● GIVEN EXERCISE
Leave out the images; return the rest of the data exactly.
◆ ◆ ◆ ◆ ◆ ◆ ◆
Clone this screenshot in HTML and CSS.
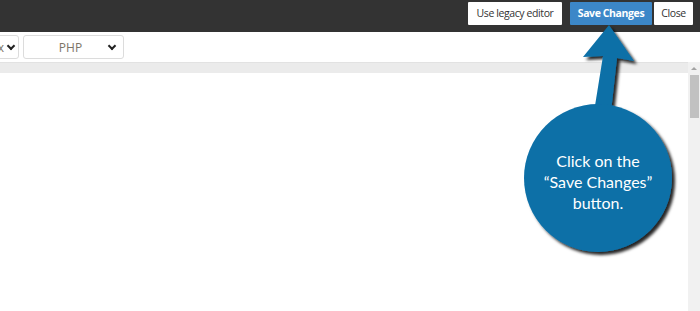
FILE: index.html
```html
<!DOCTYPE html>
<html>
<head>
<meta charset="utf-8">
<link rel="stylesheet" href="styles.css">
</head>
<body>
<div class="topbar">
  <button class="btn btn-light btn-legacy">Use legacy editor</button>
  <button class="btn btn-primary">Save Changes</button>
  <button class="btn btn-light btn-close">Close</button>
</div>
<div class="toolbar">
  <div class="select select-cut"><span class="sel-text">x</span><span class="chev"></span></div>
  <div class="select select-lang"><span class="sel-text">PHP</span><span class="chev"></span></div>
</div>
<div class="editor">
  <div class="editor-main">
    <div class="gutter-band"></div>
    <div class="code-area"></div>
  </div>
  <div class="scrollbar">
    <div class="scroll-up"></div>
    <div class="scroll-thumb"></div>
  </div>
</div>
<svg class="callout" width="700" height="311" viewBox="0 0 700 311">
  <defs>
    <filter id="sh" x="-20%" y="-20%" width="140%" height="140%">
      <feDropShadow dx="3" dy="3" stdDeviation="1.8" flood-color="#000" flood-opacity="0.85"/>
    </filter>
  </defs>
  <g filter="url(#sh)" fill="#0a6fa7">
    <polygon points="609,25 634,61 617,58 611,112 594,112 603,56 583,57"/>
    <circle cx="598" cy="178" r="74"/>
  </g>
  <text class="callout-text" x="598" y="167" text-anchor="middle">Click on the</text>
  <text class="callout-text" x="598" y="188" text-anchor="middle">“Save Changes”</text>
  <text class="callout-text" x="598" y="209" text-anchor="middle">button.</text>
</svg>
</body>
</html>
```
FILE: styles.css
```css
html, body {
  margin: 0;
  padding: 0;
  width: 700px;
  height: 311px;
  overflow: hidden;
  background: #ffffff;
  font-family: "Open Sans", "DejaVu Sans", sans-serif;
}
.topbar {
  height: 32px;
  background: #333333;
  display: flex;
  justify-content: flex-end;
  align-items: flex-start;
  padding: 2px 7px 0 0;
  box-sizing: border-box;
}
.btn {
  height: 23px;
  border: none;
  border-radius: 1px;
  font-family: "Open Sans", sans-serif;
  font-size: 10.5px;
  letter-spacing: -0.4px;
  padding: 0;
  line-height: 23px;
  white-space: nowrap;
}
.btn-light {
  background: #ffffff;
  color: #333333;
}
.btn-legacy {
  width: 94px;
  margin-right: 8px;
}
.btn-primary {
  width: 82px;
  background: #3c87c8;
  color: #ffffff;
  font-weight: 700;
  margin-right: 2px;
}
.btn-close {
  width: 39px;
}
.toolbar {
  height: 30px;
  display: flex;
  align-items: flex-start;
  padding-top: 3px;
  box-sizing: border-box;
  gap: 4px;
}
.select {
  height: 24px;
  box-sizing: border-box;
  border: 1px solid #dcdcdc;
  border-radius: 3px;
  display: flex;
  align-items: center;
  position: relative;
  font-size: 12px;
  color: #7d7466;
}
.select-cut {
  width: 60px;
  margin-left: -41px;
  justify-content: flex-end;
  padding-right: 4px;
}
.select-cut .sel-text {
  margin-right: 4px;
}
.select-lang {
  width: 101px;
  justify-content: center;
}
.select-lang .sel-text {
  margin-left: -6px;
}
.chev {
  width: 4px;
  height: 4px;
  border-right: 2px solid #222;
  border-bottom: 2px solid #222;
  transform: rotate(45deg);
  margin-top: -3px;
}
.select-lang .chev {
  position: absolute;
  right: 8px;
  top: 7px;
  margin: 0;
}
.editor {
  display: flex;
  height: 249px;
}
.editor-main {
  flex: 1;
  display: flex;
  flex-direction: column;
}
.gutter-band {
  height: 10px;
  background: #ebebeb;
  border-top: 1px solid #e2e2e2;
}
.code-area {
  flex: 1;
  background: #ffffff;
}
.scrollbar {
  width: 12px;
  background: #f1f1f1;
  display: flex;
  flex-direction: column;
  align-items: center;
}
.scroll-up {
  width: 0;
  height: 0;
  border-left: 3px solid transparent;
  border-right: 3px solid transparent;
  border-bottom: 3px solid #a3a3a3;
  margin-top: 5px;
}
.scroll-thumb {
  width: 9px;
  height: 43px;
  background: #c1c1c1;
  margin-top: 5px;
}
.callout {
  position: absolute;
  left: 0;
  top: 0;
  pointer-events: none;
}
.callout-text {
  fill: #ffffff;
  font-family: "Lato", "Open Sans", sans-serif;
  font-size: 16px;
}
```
◆ ◆ ◆ ◆ ◆ ◆ ◆
● WRITTEN ANSWER
Clone this screenshot in HTML and CSS.
FILE: index.html
```html
<!DOCTYPE html>
<html>
<head>
<meta charset="utf-8">
<link rel="stylesheet" href="styles.css">
</head>
<body>
<div class="topbar">
  <button class="btn btn-light btn-legacy">Use legacy editor</button>
  <button class="btn btn-primary">Save Changes</button>
  <button class="btn btn-light btn-close">Close</button>
</div>
<div class="toolbar">
  <div class="select select-cut"><span class="sel-text">x</span><span class="chev"></span></div>
  <div class="select select-lang"><span class="sel-text">PHP</span><span class="chev"></span></div>
</div>
<div class="editor">
  <div class="editor-main">
    <div class="gutter-band"></div>
    <div class="code-area"></div>
  </div>
  <div class="scrollbar">
    <div class="scroll-up"></div>
    <div class="scroll-thumb"></div>
  </div>
</div>
<svg class="callout" width="700" height="311" viewBox="0 0 700 311">
  <defs>
    <filter id="sh" x="-20%" y="-20%" width="140%" height="140%">
      <feDropShadow dx="3" dy="3" stdDeviation="1.8" flood-color="#000" flood-opacity="0.85"/>
    </filter>
  </defs>
  <g filter="url(#sh)" fill="#0a6fa7">
    <polygon points="609,25 634,61 617,58 611,112 594,112 603,56 583,57"/>
    <circle cx="598" cy="178" r="74"/>
  </g>
  <text class="callout-text" x="598" y="167" text-anchor="middle">Click on the</text>
  <text class="callout-text" x="598" y="188" text-anchor="middle">“Save Changes”</text>
  <text class="callout-text" x="598" y="209" text-anchor="middle">button.</text>
</svg>
</body>
</html>
```
FILE: styles.css
```css
html, body {
  margin: 0;
  padding: 0;
  width: 700px;
  height: 311px;
  overflow: hidden;
  background: #ffffff;
  font-family: "Open Sans", "DejaVu Sans", sans-serif;
}
.topbar {
  height: 32px;
  background: #333333;
  display: flex;
  justify-content: flex-end;
  align-items: flex-start;
  padding: 2px 7px 0 0;
  box-sizing: border-box;
}
.btn {
  height: 23px;
  border: none;
  border-radius: 1px;
  font-family: "Open Sans", sans-serif;
  font-size: 10.5px;
  letter-spacing: -0.4px;
  padding: 0;
  line-height: 23px;
  white-space: nowrap;
}
.btn-light {
  background: #ffffff;
  color: #333333;
}
.btn-legacy {
  width: 94px;
  margin-right: 8px;
}
.btn-primary {
  width: 82px;
  background: #3c87c8;
  color: #ffffff;
  font-weight: 700;
  margin-right: 2px;
}
.btn-close {
  width: 39px;
}
.toolbar {
  height: 30px;
  display: flex;
  align-items: flex-start;
  padding-top: 3px;
  box-sizing: border-box;
  gap: 4px;
}
.select {
  height: 24px;
  box-sizing: border-box;
  border: 1px solid #dcdcdc;
  border-radius: 3px;
  display: flex;
  align-items: center;
  position: relative;
  font-size: 12px;
  color: #7d7466;
}
.select-cut {
  width: 60px;
  margin-left: -41px;
  justify-content: flex-end;
  padding-right: 4px;
}
.select-cut .sel-text {
  margin-right: 4px;
}
.select-lang {
  width: 101px;
  justify-content: center;
}
.select-lang .sel-text {
  margin-left: -6px;
}
.chev {
  width: 4px;
  height: 4px;
  border-right: 2px solid #222;
  border-bottom: 2px solid #222;
  transform: rotate(45deg);
  margin-top: -3px;
}
.select-lang .chev {
  position: absolute;
  right: 8px;
  top: 7px;
  margin: 0;
}
.editor {
  display: flex;
  height: 249px;
}
.editor-main {
  flex: 1;
  display: flex;
  flex-direction: column;
}
.gutter-band {
  height: 10px;
  background: #ebebeb;
  border-top: 1px solid #e2e2e2;
}
.code-area {
  flex: 1;
  background: #ffffff;
}
.scrollbar {
  width: 12px;
  background: #f1f1f1;
  display: flex;
  flex-direction: column;
  align-items: center;
}
.scroll-up {
  width: 0;
  height: 0;
  border-left: 3px solid transparent;
  border-right: 3px solid transparent;
  border-bottom: 3px solid #a3a3a3;
  margin-top: 5px;
}
.scroll-thumb {
  width: 9px;
  height: 43px;
  background: #c1c1c1;
  margin-top: 5px;
}
.callout {
  position: absolute;
  left: 0;
  top: 0;
  pointer-events: none;
}
.callout-text {
  fill: #ffffff;
  font-family: "Lato", "Open Sans", sans-serif;
  font-size: 16px;
}
```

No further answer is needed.